The republic of Nagorno-Karabagh is not recognized by the international community. Nevertheless, here sits one of their national goverment buildings. You can even read the sign on the right confirming, that the building belongs to the “Government of the Republic of Nagorno-Karabagh.
Parliament building of -- you guessed it -- the republic of Nagorno-Karabagh.
Armenian Apostolic Church cathedral under construction in Stepanakert. There are no other churches in the city.
Our hotel room for our two-night stay in Stepanakert. This is the Heghnar hotel, a recently refurbished hotel on the north side of the city (11a Barseghov St). Their email address is heghnar@ktsurf.net. The rate included an Armenian-style breakfast.
Melted curling iron. The 220 converter we bought at Samsonite in the Holland Outlet Center failed us on the first try.
Shushi is another city in Nagorno-Karabagh, not far from Stepanakert. Shushi was the site of intense fighting between the ethnic Armenians occupying the region, and Azeri military forces, during the years immediately following the fall of the Soviet empire. During the conflict, Azeri forces bombed most of the city to bits, and visiting today is sobering indeed as one views the destruction (most of the city still lies in ruins today) , and contemplates the deaths on both sides of the conflict. This picture is of the Ghazanchetsots cathedral in the center of the town.
We visited Ghazanchetsots during their services on Sunday morning. Built between 1868 and 1887, the church did not operate during the Soviet period, serving instead as place to store grain, autos, and munitions.
Here are a few of the choir members in the Shushi church. The organ on the left is a tiny electronic one, used to double what the choir is singing. There is no congregational singing.
Our group ran into another tour group--a group of Armenian teenagers. We couldn't understand each others' language very well, but they loved having pictures taken with us.
View of Stepanakert from the Shushi hill.
View of the hillside along the road. Beautiful Autumn in Nagorno-Karabagh.
Two young Armenian men living in a Nagorno-Karabagh village along the road back from Stepanakert
A shop in the village, taken from the other side of the main road through town.

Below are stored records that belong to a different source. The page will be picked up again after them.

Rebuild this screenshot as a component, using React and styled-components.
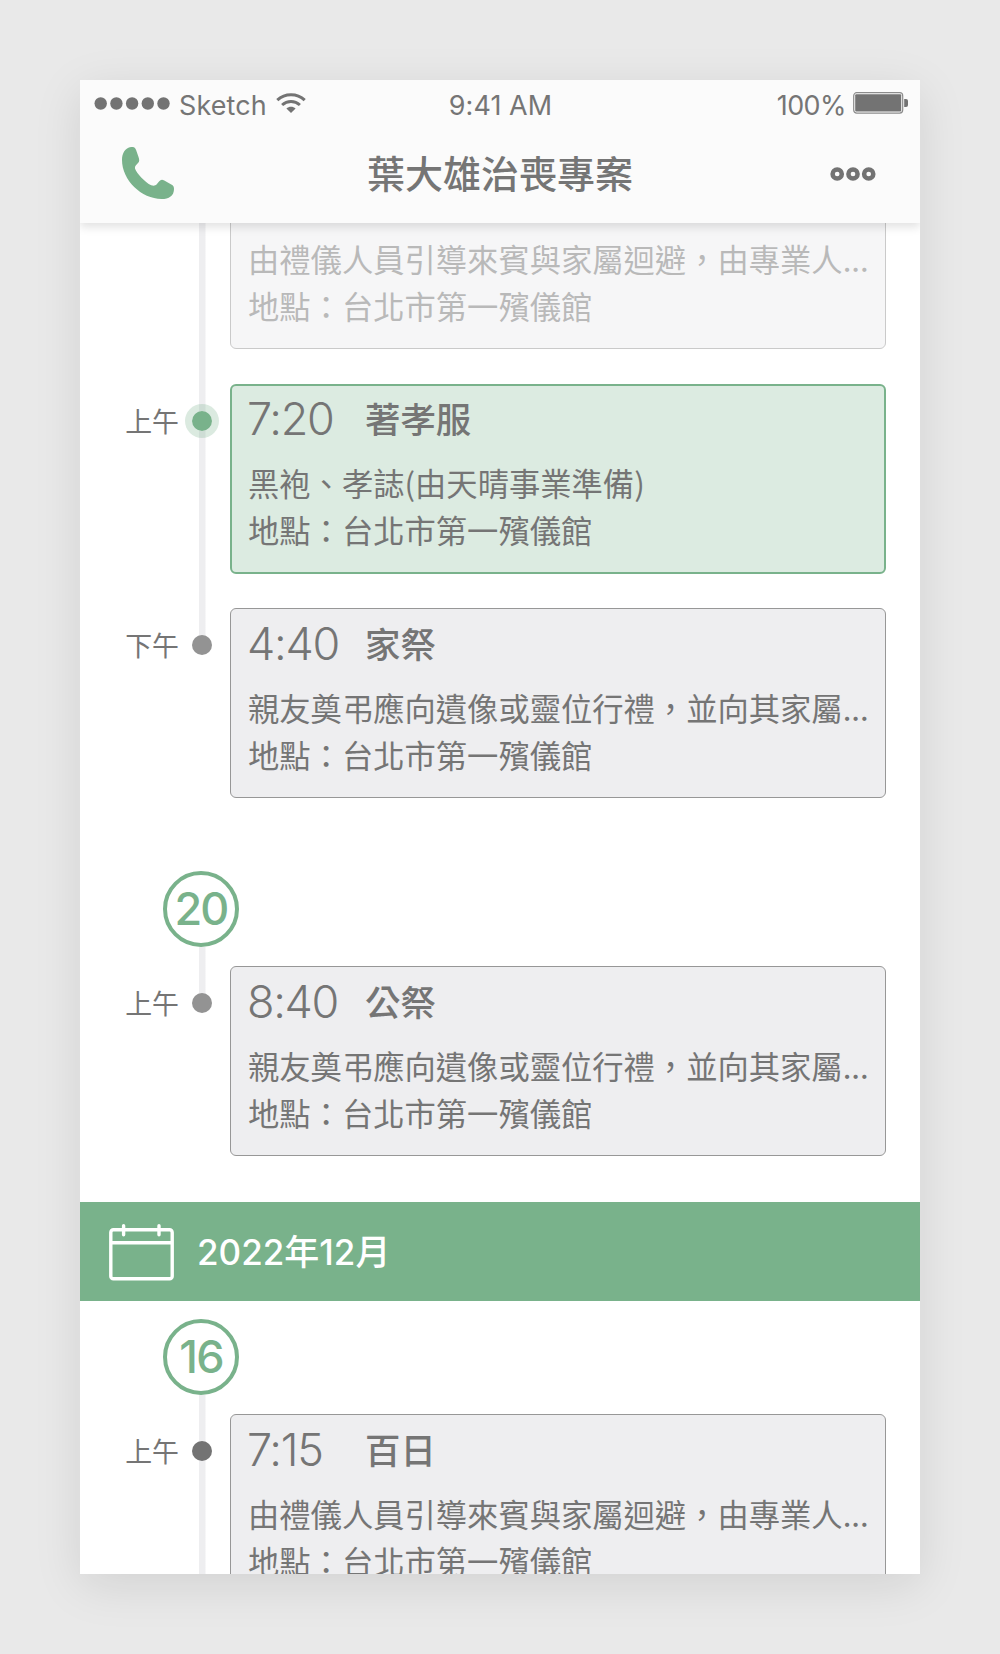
import React from 'react';
import styled, { createGlobalStyle } from 'styled-components';

const GlobalStyle = createGlobalStyle`
  * {
    box-sizing: border-box;
  }
  body {
    margin: 0;
    background: #e9e9e9;
    color: #757575;
    font-family: Inter, 'Noto Sans CJK TC', sans-serif;
  }
`;

const Page = styled.div`
  height: 1654px;
  padding: 80px;
  background: #e9e9e9;
  overflow: hidden;
`;

const Phone = styled.div`
  display: flex;
  flex-direction: column;
  width: 840px;
  height: 1494px;
  background: #ffffff;
  box-shadow: 0 11px 45px rgba(0, 0, 0, 0.1);
`;

const Header = styled.header`
  position: relative;
  z-index: 1;
  flex: none;
  height: 143px;
  background: #fbfbfb;
  box-shadow: 0 4px 9px rgba(0, 0, 0, 0.12);
  clip-path: inset(0 0 -20px 0);
`;

const StatusBar = styled.div`
  display: grid;
  grid-template-columns: 1fr auto 1fr;
  align-items: center;
  height: 45px;
  padding: 5px 11px 0 14px;
  font-size: 26.9px;
  line-height: 40px;
`;

const StatusGroup = styled.div`
  display: flex;
  align-items: center;
  justify-content: ${({ $end }) => ($end ? 'flex-end' : 'flex-start')};
  svg {
    display: block;
    margin-bottom: 4px;
  }
`;

const Carrier = styled.span`
  margin: 0 9px 0 9px;
  letter-spacing: 0.15px;
`;

const Clock = styled.span`
  margin-right: 2px;
  letter-spacing: 0.1px;
`;

const Percent = styled.span`
  margin-right: 7px;
  letter-spacing: -0.5px;
`;

const NavBar = styled.div`
  display: grid;
  grid-template-columns: 1fr auto 1fr;
  align-items: center;
  height: 98px;
  padding: 0 44px 0 42px;
`;

const NavTitle = styled.h1`
  margin: 0 0 0 2px;
  font-size: 38px;
  font-weight: 500;
  line-height: 50px;
`;

const IconButton = styled.button`
  display: flex;
  justify-self: ${({ $end }) => ($end ? 'end' : 'start')};
  margin-bottom: ${({ $green }) => ($green ? '2px' : 0)};
  padding: 0;
  border: 0;
  background: none;
  color: ${({ $green }) => ($green ? '#79b28b' : '#737373')};
`;

const Timeline = styled.main`
  flex: 1;
  min-height: 0;
  overflow: hidden;
`;

/* The list is scrolled so the first entry starts under the header */
const Scrolled = styled.div`
  margin-top: -64.4px;
`;

const Entry = styled.section`
  display: grid;
  grid-template-columns: 105px 34px 656px;
  padding-bottom: ${({ $gap }) => $gap}px;
  margin-bottom: ${({ $after }) => $after || 0}px;
`;

const Period = styled.span`
  padding: 18px 6px 0 0;
  font-size: 26.9px;
  line-height: 40px;
  text-align: right;
  white-space: nowrap;
`;

const Rail = styled.div`
  display: flex;
  justify-content: center;
  margin-top: ${({ $up }) => -($up || 0)}px;
  margin-bottom: ${({ $down }) => -($down || 0)}px;
  padding-top: ${({ $up }) => 20 + ($up || 0)}px;
  background: linear-gradient(#eeeef0, #eeeef0) no-repeat center top;
  background-size: 6.5px ${({ $ends, $up }) => ($ends ? `${38 + ($up || 0)}px` : '100%')};
`;

const dotColors = {
  past: '#939393',
  next: '#737373',
  active: '#79b28b',
};

const Dot = styled.span`
  width: 34px;
  height: 34px;
  border: 7px solid ${({ $state }) => ($state === 'active' ? 'rgba(121, 178, 139, 0.27)' : 'transparent')};
  border-radius: 50%;
  background: ${({ $state }) => dotColors[$state]};
  background-clip: padding-box;
`;

const Card = styled.article`
  height: 190px;
  margin-left: 11px;
  width: 656px;
  padding: ${({ $active }) => ($active ? '13.8px 16px' : '15px 17px')};
  border: ${({ $active }) => ($active ? '2.2px solid #79b28b' : '1px solid #979797')};
  border-radius: 6px;
  background: ${({ $active }) => ($active ? '#dcebe1' : '#eeeef0')};
  opacity: ${({ $faded }) => ($faded ? 0.5 : 1)};
`;

const CardHead = styled.div`
  display: flex;
  align-items: center;
  height: 44px;
  margin-bottom: 16px;
`;

const Time = styled.span`
  width: 118px;
  margin-left: -1px;
  padding-bottom: 4px;
  font-size: 45px;
  font-weight: 300;
  letter-spacing: -1.3px;
  line-height: 44px;
`;

const CardTitle = styled.h2`
  margin: 0;
  font-size: 35.4px;
  font-weight: 500;
  line-height: 44px;
`;

const Line = styled.p`
  margin: 0;
  font-family: 'Noto Sans CJK TC', sans-serif;
  font-size: 31.3px;
  line-height: 47px;
  white-space: nowrap;
`;

const DayBadge = styled.div`
  display: flex;
  align-items: center;
  justify-content: center;
  width: 76px;
  height: 76px;
  margin: 0 0 19px 83px;
  border: 4.4px solid #79b28b;
  border-radius: 50%;
  color: #79b28b;
  font-size: 45px;
  font-weight: 500;
  letter-spacing: -1.8px;
  line-height: 60px;
`;

const MonthBar = styled.div`
  display: flex;
  align-items: center;
  gap: 23px;
  height: 98.5px;
  margin-bottom: 18px;
  padding-left: 29px;
  background: #79b28b;
  color: #ffffff;
  font-size: 35px;
  font-weight: 500;
  svg {
    margin-top: 3px;
  }
`;

const Month = styled.span`
  padding-bottom: 3px;
`;

const PhoneIcon = () => (
  <svg width="52" height="52" viewBox="157 231 155 155" fill="currentColor">
    <path d="M184 231C166 233 157 250 157 270C157 330 215 386 275 386C297 386 312 376 312 356C312 350 310 346 304 343L283 331C277 327 272 328 268 333L260 343C256 347 250 347 244 345C225 337 200 308 196 296C195 291 196 288 200 284L206 277C210 272 208 266 206 260L199 240C197 234 193 230 184 231Z" />
  </svg>
);

const MoreIcon = () => (
  <svg width="46" height="14" viewBox="0 0 46 14" fill="none" stroke="currentColor" strokeWidth="4.5">
    <circle cx="7.2" cy="7" r="4.6" />
    <circle cx="23" cy="7" r="4.6" />
    <circle cx="38.7" cy="7" r="4.6" />
  </svg>
);

const SignalIcon = () => (
  <svg width="76" height="13" viewBox="0 0 76 13" fill="#737373">
    {[0, 1, 2, 3, 4].map((i) => (
      <circle key={i} cx={6.7 + i * 15.7} cy="6.5" r="6.2" />
    ))}
  </svg>
);

const WifiIcon = () => (
  <svg width="30" height="21" viewBox="0 0 30 21" fill="none" stroke="#737373">
    <path d="M1.3 7.2C9 0 21 0 28.7 7.2" strokeWidth="3.1" />
    <path d="M6.1 12C11.2 7.3 18.8 7.3 23.9 12" strokeWidth="3" />
    <path d="M15 20L10.4 15.5C13 13.1 17 13.1 19.6 15.5Z" fill="#737373" stroke="none" />
  </svg>
);

const BatteryIcon = () => (
  <svg width="56" height="22" viewBox="0 0 56 22">
    <rect x="0.7" y="0.7" width="49" height="20.4" rx="3" fill="none" stroke="#8c8c8c" strokeWidth="1.2" />
    <rect x="2.2" y="2.3" width="46" height="17.3" rx="1" fill="#737373" />
    <path d="M51.2 7H53Q55 7 55 9V13Q55 15 53 15H51.2Z" fill="#737373" />
  </svg>
);

const CalendarIcon = () => (
  <svg width="65" height="57" viewBox="0 0 65 57" fill="none" stroke="#ffffff" strokeWidth="3.4">
    <rect x="1.8" y="5.8" width="61.4" height="49" rx="2.6" />
    <path d="M2 18.8H63" />
    <path d="M14.6 1.8V10.8M50 1.8V10.8" strokeLinecap="round" />
  </svg>
);

const PLACE = '地點：台北市第一殯儀館';
const GUIDE = '由禮儀人員引導來賓與家屬迴避，由專業人...';
const MOURN = '親友奠弔應向遺像或靈位行禮，並向其家屬...';

const entries = {
  earlier: { note: GUIDE, state: 'past', faded: true, gap: 35 },
  dressing: { period: '上午', time: '7:20', title: '著孝服', note: '黑袍、孝誌(由天晴事業準備)', state: 'active', gap: 34 },
  family: { period: '下午', time: '4:40', title: '家祭', note: MOURN, state: 'past', ends: true, gap: 0, after: 73 },
  public: { period: '上午', time: '8:40', title: '公祭', note: MOURN, state: 'past', ends: true, up: 19, gap: 0, after: 46.5 },
  hundred: { period: '上午', time: '7:15', title: '百日', note: GUIDE, state: 'next', up: 19, gap: 34 },
};

const TimelineEntry = ({ entry }) => {
  const active = entry.state === 'active';

  return (
    <Entry $gap={entry.gap} $after={entry.after}>
      <Period>{entry.period}</Period>
      <Rail $up={entry.up} $down={entry.ends ? 0 : entry.gap} $ends={entry.ends}>
        <Dot $state={entry.state} />
      </Rail>
      <Card $active={active} $faded={entry.faded}>
        <CardHead>
          {entry.time && <Time>{entry.time}</Time>}
          {entry.title && <CardTitle>{entry.title}</CardTitle>}
        </CardHead>
        <Line>{entry.note}</Line>
        <Line>{PLACE}</Line>
      </Card>
    </Entry>
  );
};

const App = () => (
  <Page lang="zh-Hant">
    <GlobalStyle />
    <Phone>
      <Header>
        <StatusBar>
          <StatusGroup>
            <SignalIcon />
            <Carrier>Sketch</Carrier>
            <WifiIcon />
          </StatusGroup>
          <Clock>9:41 AM</Clock>
          <StatusGroup $end>
            <Percent>100%</Percent>
            <BatteryIcon />
          </StatusGroup>
        </StatusBar>
        <NavBar>
          <IconButton $green aria-label="撥打電話">
            <PhoneIcon />
          </IconButton>
          <NavTitle>葉大雄治喪專案</NavTitle>
          <IconButton $end aria-label="更多">
            <MoreIcon />
          </IconButton>
        </NavBar>
      </Header>
      <Timeline>
        <Scrolled>
          <TimelineEntry entry={entries.earlier} />
          <TimelineEntry entry={entries.dressing} />
          <TimelineEntry entry={entries.family} />
          <DayBadge>20</DayBadge>
          <TimelineEntry entry={entries.public} />
          <MonthBar>
            <CalendarIcon />
            <Month>2022年12月</Month>
          </MonthBar>
          <DayBadge>16</DayBadge>
          <TimelineEntry entry={entries.hundred} />
        </Scrolled>
      </Timeline>
    </Phone>
  </Page>
);

export default App;
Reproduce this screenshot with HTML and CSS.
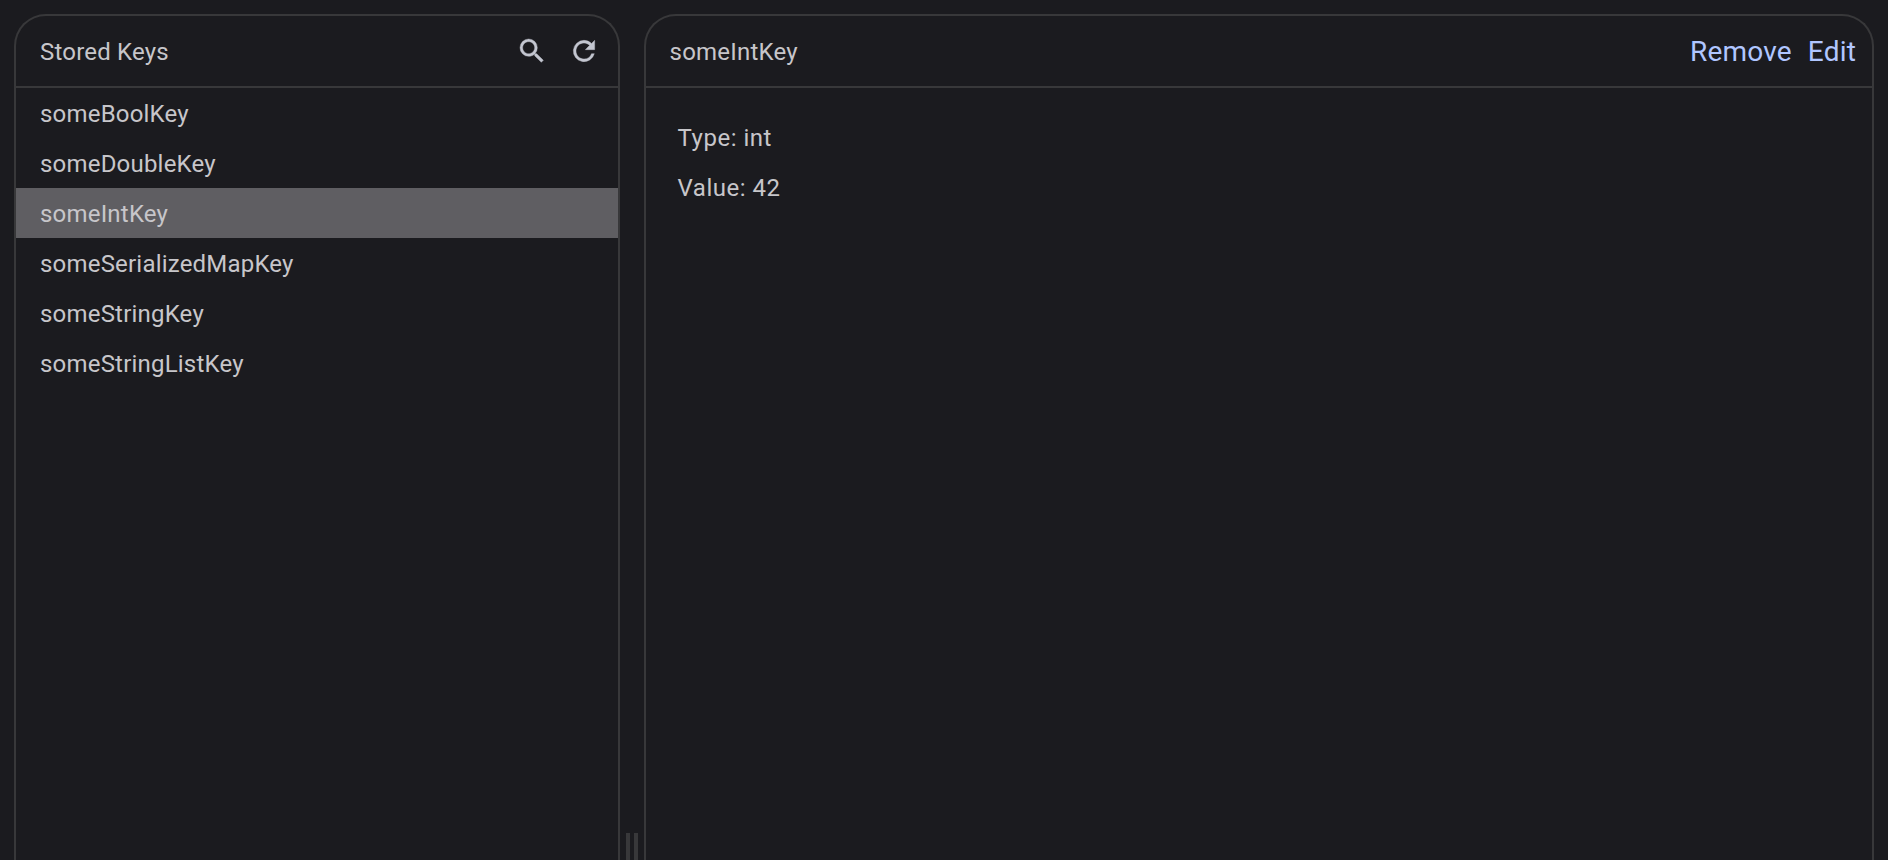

View of the city of Goris, back in Armenia, from a hill overlooking the town. Goris lies along the Goris River, and is perhaps the most attractive town in southern Armenia. Its houses were influenced by a German architect who had come to live here.
Another view of Goris.
On our way back from Nagorno-Karabagh we made a stop on this plateau to see Zorakar (Karahunj), a non-natural arrangement of 204 stones dating from the Bronze Age, roughly 5000 BC. It is believed to be an ancient astronomical observatory, much like Stonehenge.
Some of the stones have fallen over in the last 7000 years, but you can still see their locations.
Some of the stones have carefully cut out holes in them, the greatest evidence that the site was arranged for astronomical observation.